The targets were shot up numerous times, and the one set of shooting glasses that remains with the set has both temples broken. Some items, such as the original BBs that came with the set, remain unopened; but the general condition of this set is well-used.

How does it work?
I wrote a special two-part report about Instinct Shooting for this blog back in 2006. At that time, I toyed with the idea of getting the training so I could report more in depth on the subject, plus become a better shotgunner at the same time. Well, time and circumstances intervened, and I guess I won’t get to cross that one off my bucket list. So, nothing I can say today really expands on what I wrote back then.

This discipline does work exactly as described, though I’ve noticed that many people don’t read what was written carefully enough. Just because Lucky was able to get people to hit aspirins and even BBs thrown in the air with a BB gun doesn’t mean they could do it every time. They still did miss, and some misses were expected. That’s stated clearly in the book; but somehow people have gotten the idea that once trained, a shooter just can’t miss any thrown target.

The distance to the targets, when they were thrown properly, was seven to ten feet. That was all Lucky advised in his books. Others have pushed the envelope out farther; but for those longer distances, Lucky had his students shooting .22 rimfires and shotguns.

A lucky find
This was one of those great finds that happens occasionally if you turn over enough rocks. I plan to sell the set at the Virginia show to someone who will appreciate it in their collection, because that’s where such things belong. I was fortunate to find it, because now I can make sure it gets to the right person who will preserve this fragile memory of airgunning from a half-century ago.

author avatar
Tom Gaylord (B.B. Pelletier)
Tom Gaylord, also known as B.B. Pelletier, provides expert insights to airgunners all over the world on behalf of Pyramyd AIR. He has earned the title The Godfather of Airguns™ for his contributions to the industry, spending many years with AirForce Airguns and starting magazines dedicated to the sport such as Airgun Illustrated.

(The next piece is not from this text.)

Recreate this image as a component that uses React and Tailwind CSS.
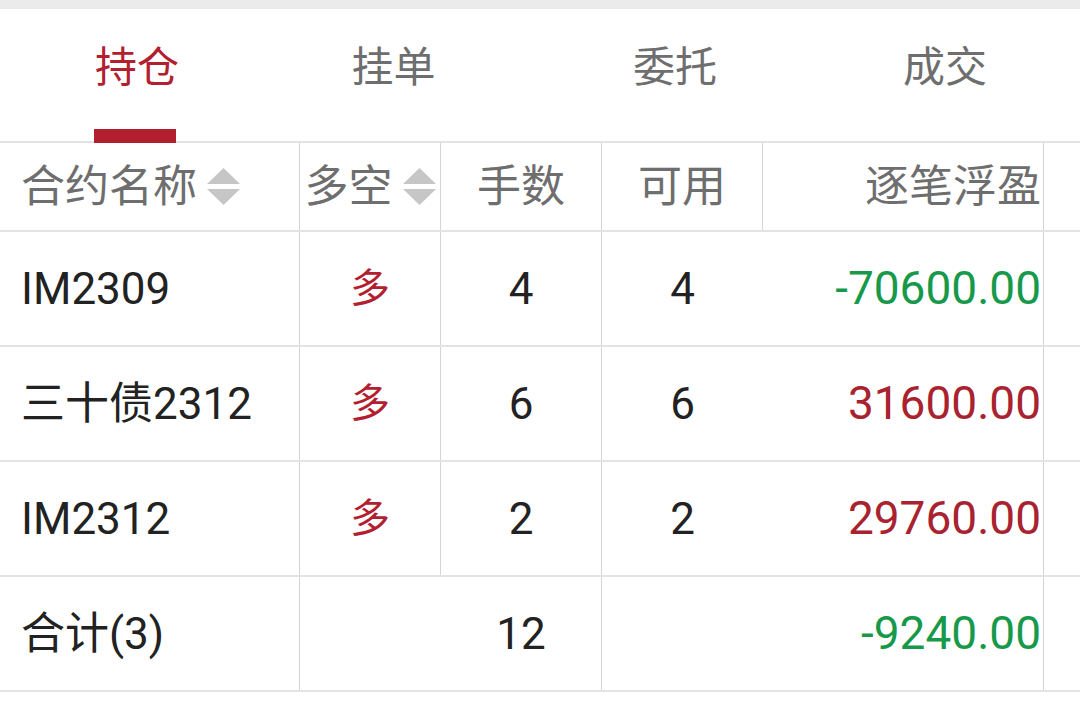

78 thoughts on “Lucky McDaniel Instinct Shooting Trainer Outfit”

  1. Hi BB,
    If I had bought that set I probably by now would have shot up all the corks and devalued the set. I am glad you found it and will be selling it to someone who will really appreciate it. I am not enough of a collector to enjoy things I can’t or shouldn’t shoot. It’s interesting to me that you are to keep the gun low enough so that your chin sits on the chin rest. I never have been a good shotgun shot and always thought part of the problem was that I didn’t get my head down in line with the bore better. Maybe I had that part closer than I thought.

    David Enoch

    • David,don’t feel bad.I have Tom’s old No.325 Two way Target set and just acquired 2 cellophane pkgs. of Daisy Bigshot ammo.It’s killing me to not open one to try them with the Bigshot barrel! I want to see how they work,and if they pop like the old cork guns of my childhood!!

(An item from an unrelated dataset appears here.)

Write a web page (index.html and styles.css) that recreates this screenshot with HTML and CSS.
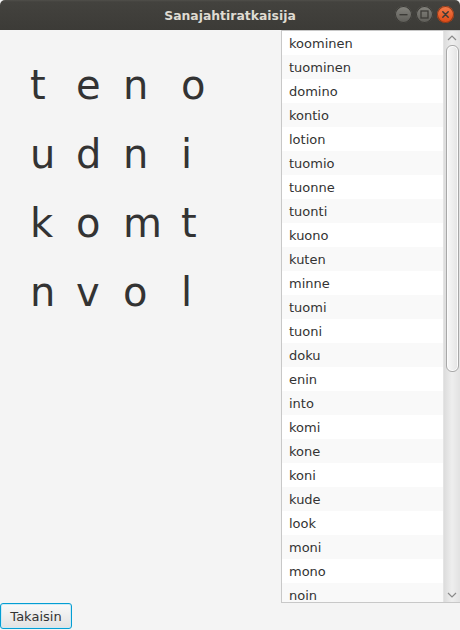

  2. Do you mean people were shooting .22 rimfires at targets thrown into the air? Due to the range of a rimfire doesn’t that sound dangerous? They must have had a lot of land for practice.

      • BB,

        I once read some where that McGivern once was setting up to shoot and some one noticed a crow flying about 500 yards a way and said to McGivern “let’s see you hit that” and supposedly he grabbed a 30-06 laying there, chambered an round and fired, and seconds later the crow erupted into a pile of feathers.

        Dunno if that is true, but there is a lot of mystique surrounding Ed.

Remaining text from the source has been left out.